**Problem description**. Exactly as written, quote every line that follows, skipping the images.

**Data shown**.
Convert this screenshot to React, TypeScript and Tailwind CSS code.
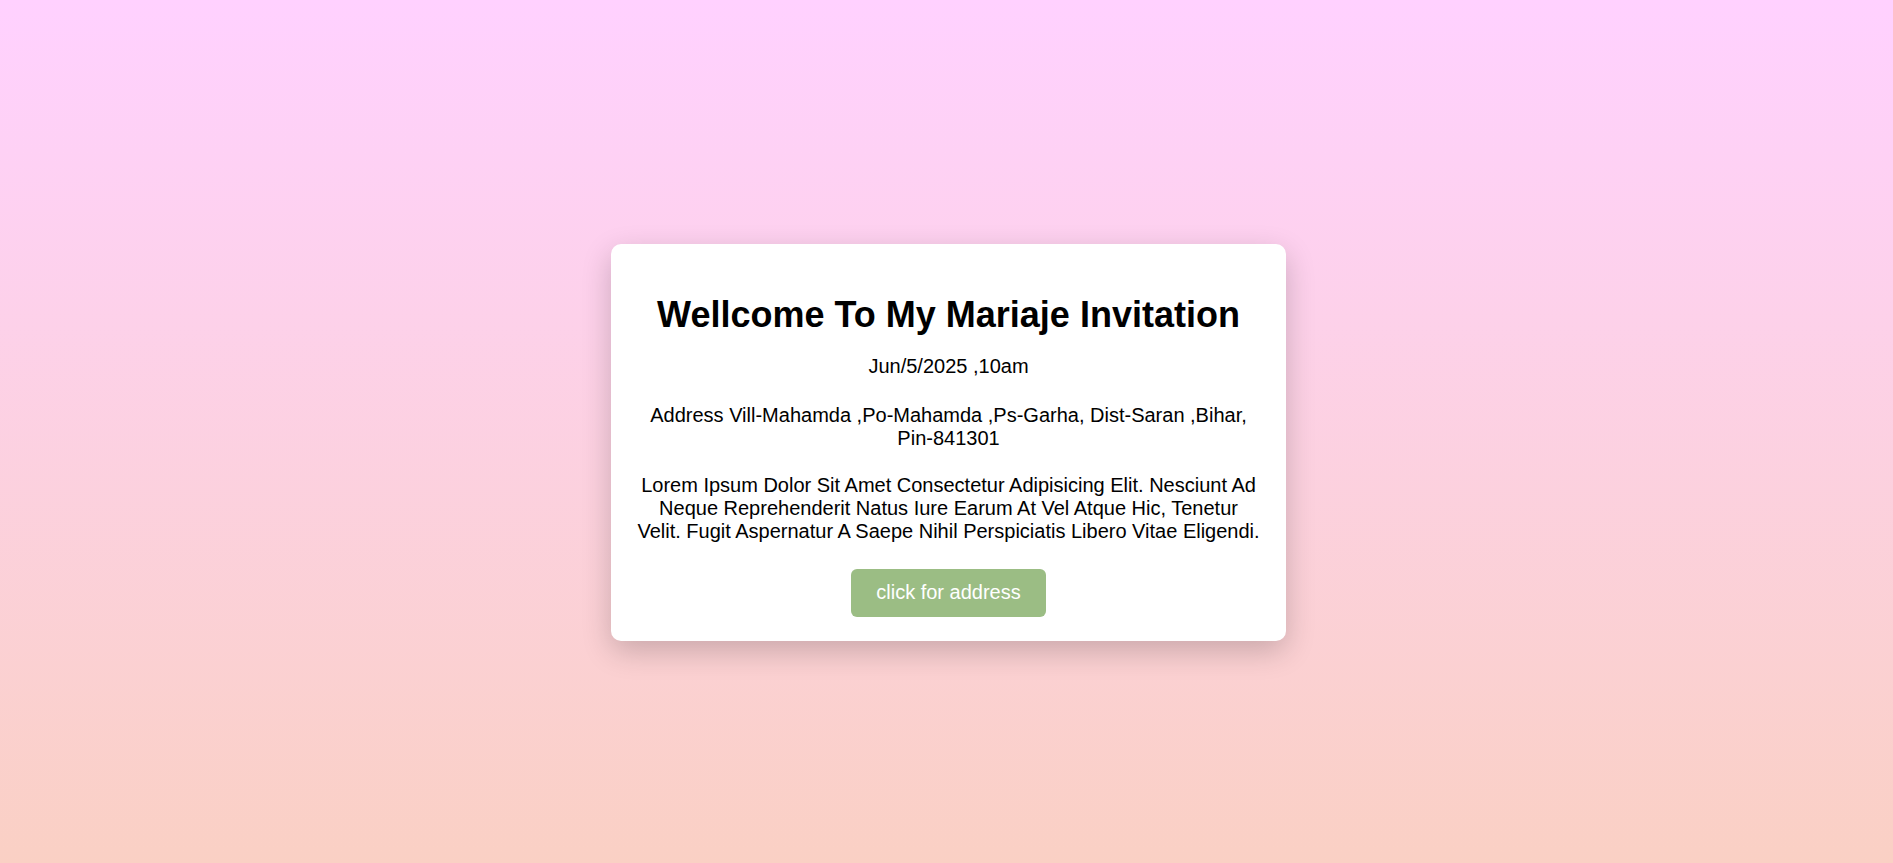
export default function App() {
  return (
    <main className="flex min-h-screen items-center justify-center bg-gradient-to-b from-[#ffd1ff] to-[#fad0c4] pt-[21px] pl-[4px] font-['Liberation_Sans',Arial,sans-serif] text-black">
      <section className="w-[675px] rounded-[10px] bg-white px-[25px] pt-[50px] pb-[24px] text-center shadow-[0_10px_30px_rgba(0,0,0,0.2)]">
        <h1 className="text-[36px] leading-[41px] font-bold">Wellcome To My Mariaje Invitation</h1>
        <p className="mt-[20px] text-[20px] leading-[23px]">Jun/5/2025 ,10am</p>
        <p className="mt-[26px] text-[20px] leading-[23px]">
          Address Vill-Mahamda ,Po-Mahamda ,Ps-Garha, Dist-Saran ,Bihar, Pin-841301
        </p>
        <p className="mt-[24px] text-[20px] leading-[23px]">
          Lorem Ipsum Dolor Sit Amet Consectetur Adipisicing Elit. Nesciunt Ad Neque Reprehenderit Natus Iure Earum At Vel Atque Hic, Tenetur Velit. Fugit Aspernatur A Saepe Nihil Perspiciatis Libero Vitae Eligendi.
        </p>
        <button className="mt-[26px] h-[48px] rounded-[6px] bg-[#9bbd84] px-[25px] text-[20px] leading-[23px] text-white">
          click for address
        </button>
      </section>
    </main>
  )
}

**Answer to the exercise**.
Convert this screenshot to React, TypeScript and Tailwind CSS code.
export default function App() {
  return (
    <main className="flex min-h-screen items-center justify-center bg-gradient-to-b from-[#ffd1ff] to-[#fad0c4] pt-[21px] pl-[4px] font-['Liberation_Sans',Arial,sans-serif] text-black">
      <section className="w-[675px] rounded-[10px] bg-white px-[25px] pt-[50px] pb-[24px] text-center shadow-[0_10px_30px_rgba(0,0,0,0.2)]">
        <h1 className="text-[36px] leading-[41px] font-bold">Wellcome To My Mariaje Invitation</h1>
        <p className="mt-[20px] text-[20px] leading-[23px]">Jun/5/2025 ,10am</p>
        <p className="mt-[26px] text-[20px] leading-[23px]">
          Address Vill-Mahamda ,Po-Mahamda ,Ps-Garha, Dist-Saran ,Bihar, Pin-841301
        </p>
        <p className="mt-[24px] text-[20px] leading-[23px]">
          Lorem Ipsum Dolor Sit Amet Consectetur Adipisicing Elit. Nesciunt Ad Neque Reprehenderit Natus Iure Earum At Vel Atque Hic, Tenetur Velit. Fugit Aspernatur A Saepe Nihil Perspiciatis Libero Vitae Eligendi.
        </p>
        <button className="mt-[26px] h-[48px] rounded-[6px] bg-[#9bbd84] px-[25px] text-[20px] leading-[23px] text-white">
          click for address
        </button>
      </section>
    </main>
  )
}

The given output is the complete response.